Most understand the saying ‘the whole is greater than the sum of its parts’. It is no different here. Pixel derived impression data on its own tells us little about whether a human has paid attention, and human data alone can’t scale. One is very clear information about humans but small, the other gives us a blurrier view of human behaviour but a bigger map. The two bridged together brings both clarity and scale, combined they can change a measurement landscape.
Future proofing is vital
What we have seen from the attention industry to date has only scratched the surface.
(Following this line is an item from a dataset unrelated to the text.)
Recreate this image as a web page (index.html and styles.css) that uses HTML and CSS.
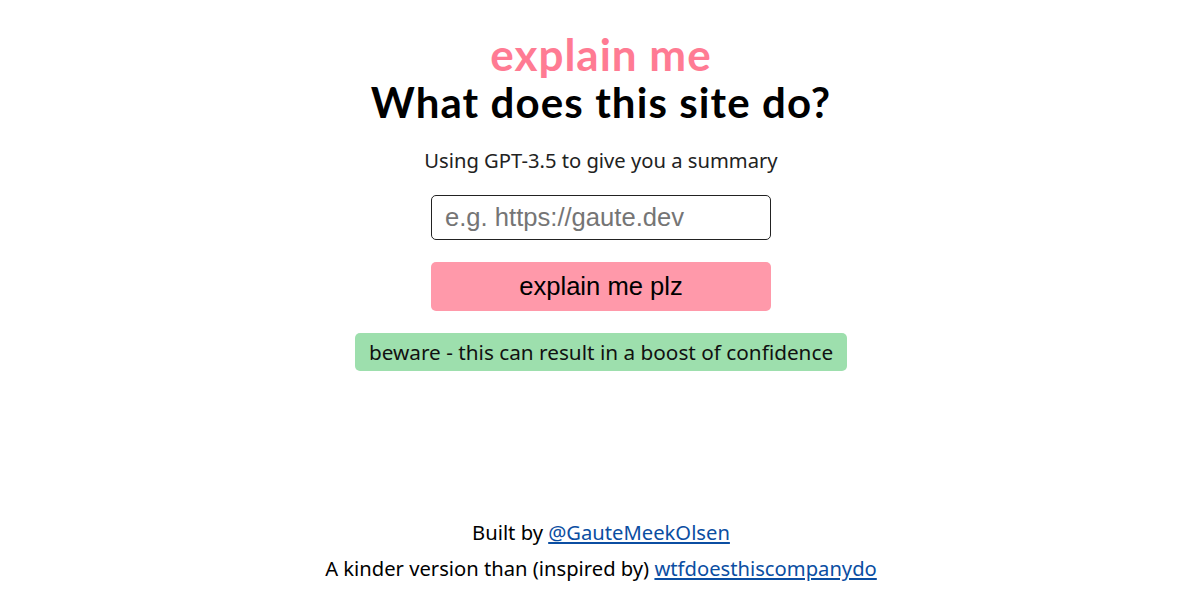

While we have case evidence that gives us overall success stories, our industry needs a sharper, more cohesive view of the engagement each ad drives and a validated blueprint for true integration of attention data into the broader measurement ecosystem.
This data flow shifts us from attention concepts to the attention science needed for the successful application of attention data into planning, buying and verification systems.
Why does this matter? Because if we don’t apply rigour and continue to work to a blurry, isolated roadmap, we run the risk of simplistic attention measurement applications doing more harm than good. We have come from a place where good enough is good enough and our industry and the advertisers that fund it are still paying the price now, via the billions of wasted media dollars spent on ads that potential customers don’t even see.